4 out of 5 stars More Rock Action   May 31, 2007
 4 out of 4 found this review helpful

In a way this album exemplifies the musician's perennial problems of trying to square the circle by coming up with something different whilst staying the same. From the opening notes this is clearly identifiable as being Mogwai and as it progresses can be heard to equal the quality of its predecessors. The individuality of their musical identity creates unenviable inbuilt difficulties: if a piece resembles an earlier recording, the band is laid open to charges of stagnation, of simply having further stabs at basically recording the same album in a new guise; if it differs too much, they risk being accused of losing their identity, or even of selling out and becoming too commercial.
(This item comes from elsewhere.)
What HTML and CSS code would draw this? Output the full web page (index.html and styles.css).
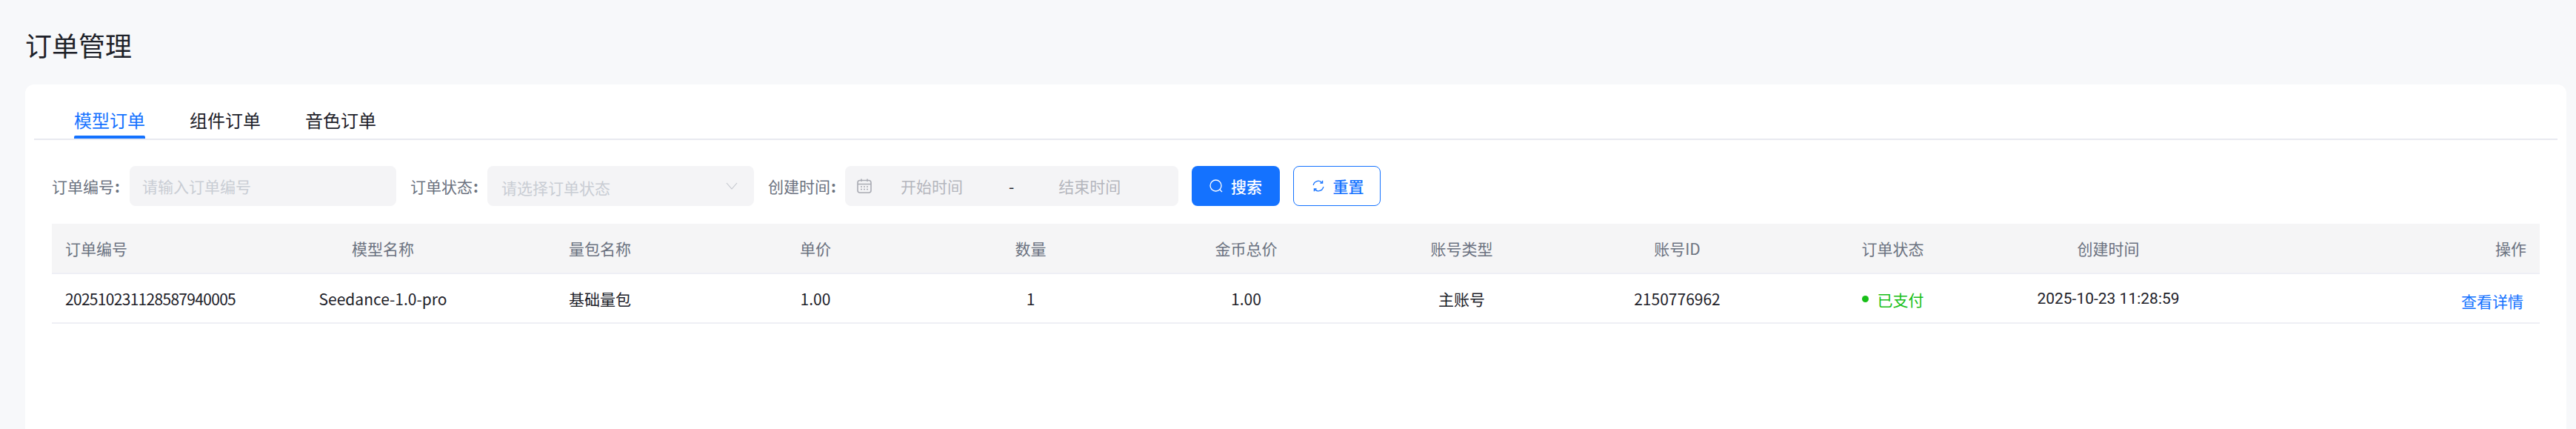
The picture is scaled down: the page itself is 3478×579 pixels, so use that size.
FILE: index.html
```html
<!DOCTYPE html>
<html lang="zh-CN">
<head>
<meta charset="utf-8">
<title>订单管理</title>
<link rel="stylesheet" href="styles.css">
</head>
<body>
<main class="page">
  <h1 class="title">订单管理</h1>
  <section class="card">
    <nav class="tabs">
      <a class="tab active">模型订单</a>
      <a class="tab">组件订单</a>
      <a class="tab">音色订单</a>
    </nav>
    <div class="content">
      <form class="filters">
        <label class="label">订单编号<span class="colon">:</span></label>
        <div class="field w360"><span class="ph">请输入订单编号</span></div>
        <label class="label l2">订单状态<span class="colon">:</span></label>
        <div class="field w360 select"><span class="ph">请选择订单状态</span>
          <svg class="chev" viewBox="0 0 16 10" width="16" height="10"><path d="M1 1 8 9l7-8" fill="none" stroke="#c2c5cc" stroke-width="1.100"/></svg>
        </div>
        <label class="label l2">创建时间<span class="colon">:</span></label>
        <div class="field date">
          <svg class="cal" viewBox="0 0 20 20" width="20" height="20" fill="none" stroke="#a9abb3" stroke-width="1.600"><rect x="1" y="2.500" width="18" height="16.500" rx="3"/><path d="M1 7.500h18M6 .5v3.500M14 .5v3.500"/><path d="M5 11h2M9 11h2M13 11h2M5 14.500h2M9 14.500h2M13 14.500h2" stroke-width="1.400"/></svg>
          <span class="ph ds">开始时间</span>
          <span class="dash">-</span>
          <span class="ph de">结束时间</span>
        </div>
        <button type="button" class="btn primary">
          <svg viewBox="0 0 18 18" width="18" height="18" fill="none" stroke="#fff" stroke-width="1.300"><circle cx="8.500" cy="8.500" r="7.500"/><path d="m14 14 3 3"/></svg>
          搜索
        </button>
        <button type="button" class="btn ghost">
          <svg viewBox="0 0 16 16" width="16" height="16" fill="none" stroke="#1472ff" stroke-width="1.300"><path d="M1.200 7A6.800 6.800 0 0 1 13 3.500"/><path d="M13.600 .8v3.200h-3.200"/><path d="M14.800 9A6.800 6.800 0 0 1 3 12.500"/><path d="M2.400 15.200V12h3.200"/></svg>
          重置
        </button>
      </form>
      <table class="orders">
        <thead>
          <tr>
            <th class="c1 left">订单编号</th><th class="c2">模型名称</th><th class="c3">量包名称</th><th class="c4">单价</th><th class="c5">数量</th><th class="c6">金币总价</th><th class="c7">账号类型</th><th class="c8">账号ID</th><th class="c9">订单状态</th><th class="c10">创建时间</th><th class="c11 right">操作</th>
          </tr>
        </thead>
        <tbody>
          <tr>
            <td class="left order-no">202510231128587940005</td><td>Seedance-1.0-pro</td><td>基础量包</td><td>1.00</td><td>1</td><td>1.00</td><td>主账号</td><td>2150776962</td>
            <td><span class="status"><i class="dot"></i>已支付</span></td>
            <td class="datetime">2025-10-23 11:28:59</td>
            <td class="right"><a class="link">查看详情</a></td>
          </tr>
        </tbody>
      </table>
    </div>
  </section>
</main>
</body>
</html>
```
FILE: styles.css
```css
* { box-sizing: border-box; }
html, body { margin: 0; height: 100%; }
body {
  background: #f7f8fa;
  font-family: "Noto Sans CJK SC", "Noto Sans", sans-serif;
  font-size: 21px;
  color: #1d2129;
  overflow: hidden;
}
.page { padding: 0 13px 0 34px; height: 579px; display: flex; flex-direction: column; }
.title {
  margin: 0;
  height: 114px;
  padding-top: 34px;
  font-size: 36px;
  font-weight: 400;
  line-height: 52px;
  color: #1d2129;
}
.card {
  flex: 1;
  background: #fff;
  border-radius: 12px 12px 0 0;
  padding: 0 12px;
}
.tabs {
  display: flex;
  gap: 60px;
  height: 75px;
  padding: 30px 0 0 54px;
  border-bottom: 2px solid #e8e9f0;
}
.tab {
  position: relative;
  font-size: 24px;
  line-height: 35px;
  height: 43px;
  color: #1d2129;
}
.tab.active { color: #1472ff; }
.tab.active::after {
  content: "";
  position: absolute;
  left: 0;
  right: 0;
  bottom: 0;
  height: 4px;
  border-radius: 2px 2px 0 0;
  background: #1472ff;
}
.content { padding: 35px 24px 0; }
.filters { display: flex; align-items: center; height: 54px; }
.label { color: #6b7280; width: 105px; line-height: 30px; flex: none; }
.label.l2 { margin-left: 19px; width: 104px; }
.colon { margin-left: 1px; font-weight: 700; }
.field {
  position: relative;
  display: flex;
  align-items: center;
  height: 54px;
  flex: none;
  background: #f4f4f6;
  border-radius: 8px;
  padding-left: 17px;
}
.w360 { width: 360px; }
.date { width: 450px; margin-right: 18px; padding-left: 16px; }
.ph { color: #c9cdd4; }
.select { justify-content: space-between; padding: 3px 22px 0 19px; }
.chev { margin-top: -3px; }
.cal { flex: none; }
.ds, .de { color: #b4b6bd; }
.ds { margin-left: 39px; }
.dash { margin-left: 62px; color: #1d2129; }
.de { margin-left: 60px; }
.btn {
  display: flex;
  align-items: center;
  justify-content: center;
  gap: 11px;
  height: 54px;
  border-radius: 8px;
  font: 500 21px "Noto Sans CJK SC", sans-serif;
  flex: none;
  padding: 0;
}
.primary { width: 119px; background: #1472ff; color: #fff; border: 0; }
.ghost { width: 118px; margin-left: 18px; padding-left: 3px; gap: 12px; background: #fff; color: #1472ff; border: 1.5px solid #1472ff; }
.orders {
  width: 100%;
  margin-top: 24px;
  table-layout: fixed;
  border-collapse: collapse;
  text-align: center;
}
.orders th {
  height: 67px;
  padding: 0;
  background: #f5f5f6;
  border-bottom: 2px solid #eeeff5;
  font-weight: 400;
  color: #6b7280;
}
.orders td {
  height: 67px;
  padding: 0;
  border-bottom: 2px solid #eeeff5;
  color: #1d2129;
}
.orders .left { text-align: left; padding-left: 18px; }
.orders .right { text-align: right; padding-right: 18px; }
.orders .order-no { letter-spacing: -0.7px; }
.orders .datetime { font-family: Roboto, "Noto Sans CJK SC", sans-serif; }
.c1 { width: 300px; }
.c2 { width: 294px; }
.c3 { width: 292px; }
.c4 { width: 290px; }
.c5, .c6, .c7, .c8, .c9, .c10 { width: 291px; }
.c11 { width: auto; }
.status { display: inline-flex; align-items: center; gap: 12px; color: #17bf17; vertical-align: 2px; }
.dot { width: 9px; height: 9px; border-radius: 50%; background: #17bf17; }
.link { color: #1472ff; padding-right: 4px; position: relative; top: 3px; }
```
Perhaps tellingly, the two songs that featured in the top ten of the 2003 John Peel Festive Fifty, the only two to be placed, were Hunted By A Freak and the eight-minute epic Ratts Of The Capital, as these side-openers contain the most recognisably Mogwai trademark qualities: the sinister, slow building of the soundscape, the quiet/loud/quiet passages, the tortured guitar. However, elsewhere on the record there are several subtle indications that Mogwai have plenty left to say, musically speaking, and there is more of a democratic band feel than in some of their earlier guitar-led pieces. Four of the tracks are augmented by cello or violin, and a string quartet is employed to atmospheric effect on Killing All The Flies.

As always, the titles remain enigmatic and willfully ungrammatical (Boring Machines Disturbs Sleep; Moses? I Amn't), and in a mark of the new maturity and restraint shown throughout this extremely listenable record, most of the pieces are only three or four minutes long. This is not a record that gives away all its secrets on the first listen, but rewards repeated plays. This is in no small part due to the skilful engineering led by Tony Doogan at the CaVa studios in Glasgow, but also to the collaborative efforts and musical empathy of the band themselves.
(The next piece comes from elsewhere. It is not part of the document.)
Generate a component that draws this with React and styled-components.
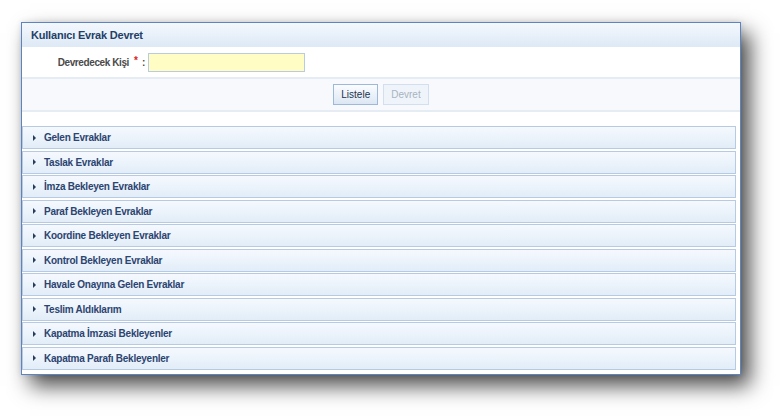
import React from "react";
import styled, { createGlobalStyle } from "styled-components";

const GlobalStyle = createGlobalStyle`
  body {
    margin: 0;
    background: #ffffff;
    font-family: "Liberation Sans", Arial, sans-serif;
  }
`;

const Page = styled.div`
  padding: 22px 0 44px 21px;
`;

const Window = styled.div`
  width: 718px;
  border: 1px solid #5b84c4;
  background: #ffffff;
  box-shadow: 9px 11px 20px rgba(0, 0, 0, 0.7), 0 0 6px rgba(0, 0, 0, 0.12);
`;

const Header = styled.div`
  height: 24px;
  display: flex;
  align-items: center;
  padding-left: 9px;
  background: linear-gradient(#f4f8fd, #dde9f6);
  color: #243f66;
  font-size: 11px;
  font-weight: bold;
  letter-spacing: -0.2px;
`;

const FormRow = styled.div`
  height: 30px;
  display: flex;
  align-items: center;
  border-bottom: 2px solid #e6ecf3;
`;

const Label = styled.label`
  width: 107px;
  text-align: right;
  color: #4a4a4a;
  font-size: 10px;
  font-weight: bold;
  letter-spacing: -0.4px;
`;

const Required = styled.span`
  color: #e02020;
  font-size: 10px;
  font-weight: bold;
  margin: 8px 4px 0 5px;
  align-self: flex-start;
`;

const Colon = styled.span`
  color: #4a4a4a;
  font-size: 10px;
  font-weight: bold;
  margin-right: 3px;
`;

const Input = styled.input`
  width: 155px;
  height: 17px;
  padding: 0;
  border: 1px solid #b8cbe2;
  background: #fffdc3;
  outline: none;
`;

const ButtonBar = styled.div`
  height: 31px;
  display: flex;
  justify-content: center;
  align-items: center;
  gap: 5px;
  background: #f7f9fc;
  border-bottom: 2px solid #e6ecf3;
`;

const Button = styled.button`
  height: 21px;
  padding: 0 7px;
  font-family: "Liberation Sans", Arial, sans-serif;
  font-size: 10px;
  border: 1px solid ${({ disabled }) => (disabled ? "#d3dfee" : "#9eb8da")};
  background: ${({ disabled }) =>
    disabled ? "#eff4fa" : "linear-gradient(#fbfcfe, #dce7f4)"};
  color: ${({ disabled }) => (disabled ? "#a8b3c1" : "#23324a")};
`;

const Panels = styled.div`
  display: flex;
  flex-direction: column;
  gap: 1.5px;
  padding: 14px 4px 4px 0;
`;

const Panel = styled.div`
  height: 21px;
  display: flex;
  align-items: center;
  padding-left: 10px;
  border: 1px solid #b7cae4;
  background: linear-gradient(#f5f9fe, #e2edf8);
  color: #2c4470;
  font-size: 10px;
  font-weight: bold;
  letter-spacing: -0.25px;
`;

const Arrow = styled.span`
  width: 0;
  height: 0;
  border-top: 3px solid transparent;
  border-bottom: 3px solid transparent;
  border-left: 3px solid #2a3c5c;
  margin-right: 8px;
`;

const panels = [
  "Gelen Evraklar",
  "Taslak Evraklar",
  "İmza Bekleyen Evraklar",
  "Paraf Bekleyen Evraklar",
  "Koordine Bekleyen Evraklar",
  "Kontrol Bekleyen Evraklar",
  "Havale Onayına Gelen Evraklar",
  "Teslim Aldıklarım",
  "Kapatma İmzasi Bekleyenler",
  "Kapatma Parafı Bekleyenler",
];

export default function App() {
  return (
    <Page>
      <GlobalStyle />
      <Window>
        <Header>Kullanıcı Evrak Devret</Header>
        <FormRow>
          <Label>Devredecek Kişi</Label>
          <Required>*</Required>
          <Colon>:</Colon>
          <Input />
        </FormRow>
        <ButtonBar>
          <Button>Listele</Button>
          <Button disabled>Devret</Button>
        </ButtonBar>
        <Panels>
          {panels.map((title) => (
            <Panel key={title}>
              <Arrow />
              {title}
            </Panel>
          ))}
        </Panels>
      </Window>
    </Page>
  );
}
2 out of 5 stars i don't care how 'underground' they used to be. stop over-rating this album!   April 30, 2006
 5 out of 24 found this review helpful

This is my only Mogwai album.I bought it having heard the single 'Hunted By a Freak',- undeniably a beautiful tune. However, i soon grew tired of this album. It sounds like the soundtrack to every car ad and documentary you've seen in the last decade. The repetition within the songs is boring. The repetition of the same simple formula throughout the album (start simple, add instruments playing slight variations on the original part, CRESCENDO, fin) is boring. I could have written this album myself over one weekend,- and so could you, if you could afford the amount of electronic gimmickry upon which these lads so clearly rely. If the millenium bug had existed Mogwai would not. I loved 'Happy Songs For Happy People' for the first week or so. I'm still gonna give 'Come on die young' a go though.